Can I Be Honest?
(Thought about linking "There, There" by radiohead, because anyone that blathers about Depeche Mode too much, especially their mainstream stuff tends to be really cringe and we already did a depeche mode song last week, but you can say the same thing about radiohead fans! Anyway, this song is just too perfect so I don't care. Call it cringe and pretentious, (it is) whatever!)
Can I be honest?
I don't say this as a precursor to saying something derogatory or hurtful no matter how true. I mean this in the more philosophical sort of way that speaks to our human condition.
We're all the lead character of our story. We're the only one that knows our own truths, we're the only one that can truly get us, the only person we know and fully that doesn't put up a mask. Or do we? Can we even be honest with ourselves?
We've all been wronged, we're all trying to get by in our day to day with our own shortcomings and our own strengths, and the our own unique struggles that we contend with. The rich man with all his worries of empire will never know the piece of mind of the drunk hobo happy to be chugging a 40 watching the sun rise with the pack of smokes he found behind the liquor store. The simple minded couch potato that smokes all day and watches sponge bog will never know the satisfaction of solving a complex issue that's going to get a team up and running to produce the next great project.

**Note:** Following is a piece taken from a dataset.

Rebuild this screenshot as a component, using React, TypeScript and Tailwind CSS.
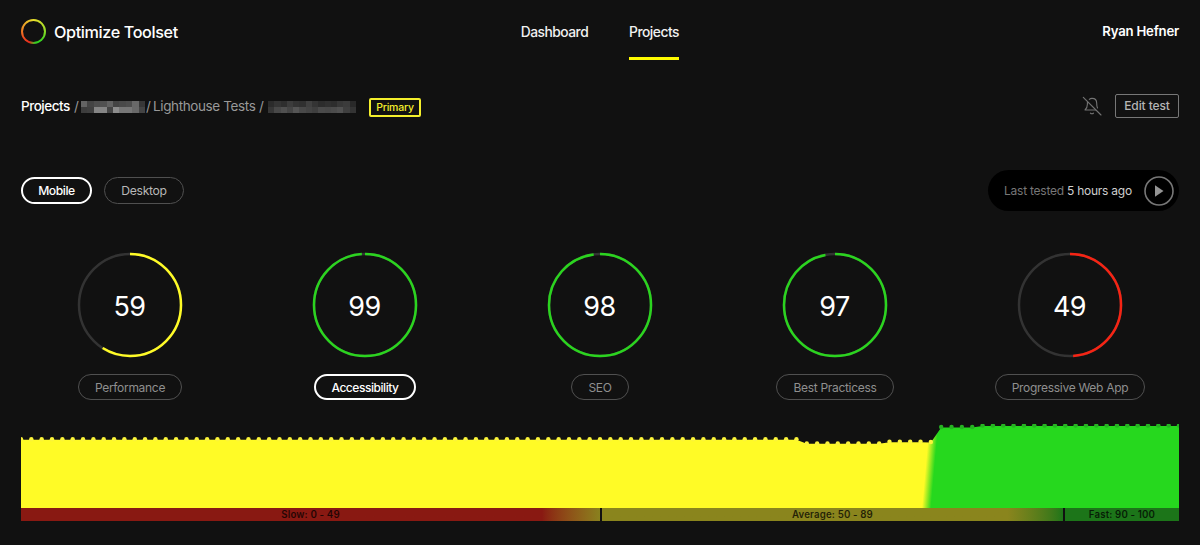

We all have our mission, we all have things in our way, we all have concepts and problems that others have never even conceived of, have no frame of reference, and yet we all judge one another all the same.
But what keeps me up at night, is though we would like to trust ourselves, we'd like to think we can at least be honest to thine own selves...
Can we? Do we have the capacity to fairly judge ourselves? Our work? Weigh our desires against the others, perceive our place in this complicated world?
I'm already pretty far in this blog and I have no idea where I'm going with this. I mean I have the thought in my mind I was attempting to go to, but as I typed out the above I have NO IDEA WTF I'm blathering about XD. Maybe we're just afraid of getting to serious around here. Maybe we rely on acting the fool a bit too much to take the edge off.
I dunno, making light of things and being a goof isn't the worst thing in the world for someone who's attempting to make games.
What I was trying to get to, is I'm not sure my combat is my game is any good, and that's like a key component of the game. Am I riddled by delusions of granduer? Or have I simply not even put the combat in the game yet so it can even shine? I feel like the movement is beyond passablea t this point, but I haven't spent the past 8 years making a platformer, i've spent the last 8 years making a darned beat 'em up.
And I took a nice long shower to clear my mind and instead of coming up with a clear plan of attack, to cut through the burnout and get us working on the game again, instead my brain did something really dumb.
I wanna feature creep so bad right now.
I'm happy we redid the movement system and I like the wavey swim mechanics, and an idea hit me... gesture/ momentum based combat.
Right now I almost don't even want to press the buttons, I much more enjoy swimming around at high speed and smashing into enemies.
I don't find the back and forth of combat to be fun. I WANT it to be fun, I want to think it's fun, but I'm not sure it is and that's kinda haunting me.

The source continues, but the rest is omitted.